Like so much of the world, the University of Florida suffered significant disruptions when the COVID-19 pandemic reached our shores in March 2020. Earlier memos on this page are a reminder of how quickly the situation changed. We went from “there are currently no restrictions or limitations on research activities,” on March 12th to “perform situational planning in the event that access to your research space is restricted,” on March 16th to “research activities that can be accomplished remotely should move to that modality now,” on March 23rd. For the next six weeks, most research on campus was halted.
But as the stories in this Sustaining Science compilation illustrate, the pursuit of knowledge continued. Faculty, staff and students did whatever they could to keep science moving forward. Some focused on the disease itself, from understanding it to preventing it to treating it. Others used their expertise to address shortages of personal protective equipment and medical devices.
And still others focused on the countless research projects under way. They brought samples home, they wrote new software, they published papers, and they applied for grants. They also sewed masks for health care workers and mixed hand sanitizer in vacant chemistry labs.
Almost as soon as the shutdown began, we started thinking about how to reopen. We established a task force of research leaders from throughout the university with a goal of securing a fully reconstituted research enterprise, akin to that which existed prior to the onset of the pandemic, while minimizing the risks of coronavirus transmission in the workplace through the deployment of PPE, social distancing, screening and other workplace practices.
The result of their efforts was a Research Resumption Plan with a phased reentry strategy that balances the need to resume research activities, the type of research environment and the density of research personnel, while keeping the health and safety of faculty and staff paramount.
We entered Stage 1 of that plan on May 18 and began the process of clearing faculty, staff and students to return to their research facilities. Since then we have authorized more than 7,000 people to return, as we moved to Stage 2 on June 1 and Stage 3 on June 18.

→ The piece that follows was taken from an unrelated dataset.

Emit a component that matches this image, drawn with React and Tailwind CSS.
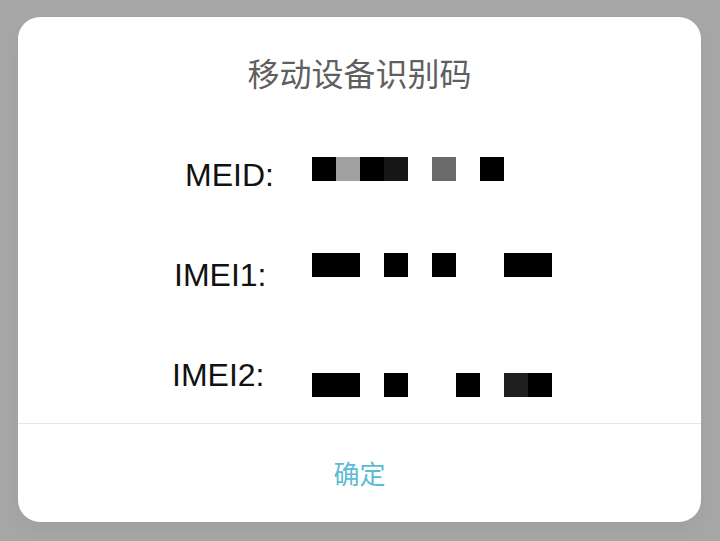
const C = {
  k: "w-[24px] h-[24px] bg-[#000000]",
  g: "w-[24px] h-[24px] bg-[#a0a0a0]",
  d: "w-[24px] h-[24px] bg-[#171717]",
  m: "w-[24px] h-[24px] bg-[#6b6b6b]",
  e: "w-[24px] h-[24px] bg-[#1f1f1f]",
  _: "w-[24px] h-[24px]",
};

const rows = [
  { label: "MEID:", pl: "pl-[167px]", h: "h-[100px]", bmt: "mt-[7px]", cells: "kgkd_m_k" },
  { label: "IMEI1:", pl: "pl-[156px]", h: "h-[100px]", bmt: "mt-[3px]", cells: "kk_k_k__kk" },
  { label: "IMEI2:", pl: "pl-[154px]", h: "h-[73px]", bmt: "mt-[23px]", cells: "kk_k__k_ek" },
];

export default function App() {
  return (
    <div className="w-[720px] h-[541px] bg-[#a7a7a7] pt-[17px] pl-[18px] overflow-hidden">
      <div className="w-[683px] h-[505px] bg-white rounded-[22px] flex flex-col shadow-[0_8px_20px_rgba(0,0,0,0.05)]">
        <div
          className="mt-[35px] h-[40px] leading-[40px] text-center text-[32px] text-[#5f5f5f]"
          style={{ fontFamily: '"Noto Sans CJK SC", "Noto Sans", sans-serif' }}
        >
          移动设备识别码
        </div>
        <div className="mt-[58px] flex flex-col">
          {rows.map((r) => (
            <div key={r.label} className={`flex items-start ${r.h}`}>
              <div
                className={`w-[294px] ${r.pl} mt-[9px] text-[32px] leading-[32px] text-[#111111]`}
                style={{ fontFamily: '"Liberation Sans", Arial, sans-serif' }}
              >
                {r.label}
              </div>
              <div className={`flex ${r.bmt}`}>
                {r.cells.split("").map((c, i) => (
                  <div key={i} className={C[c]} />
                ))}
              </div>
            </div>
          ))}
        </div>
        <div className="h-[1px] bg-[#e6e6e6]" />
        <div
          className="flex-1 flex items-center justify-center text-[26px] text-[#5bbcd4] pb-[2px]"
          style={{ fontFamily: '"Noto Sans CJK SC", "Noto Sans", sans-serif' }}
        >
          确定
        </div>
      </div>
    </div>
  );
}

Much has changed in the world and at our university, but COVID-19 did not change the need for solutions to medical, environmental, social and other challenges that are immune to the demands of the coronavirus. Faculty are returning to their research labs because they know that science delayed is opportunity lost for people who could benefit from their discoveries, whether it’s a new medical treatment or a breakthrough technology.
The pace of change documented on this page has slowed, but whenever there is new information to share, this is where you will find it.
David Norton, Vice President for Research, University of Florida.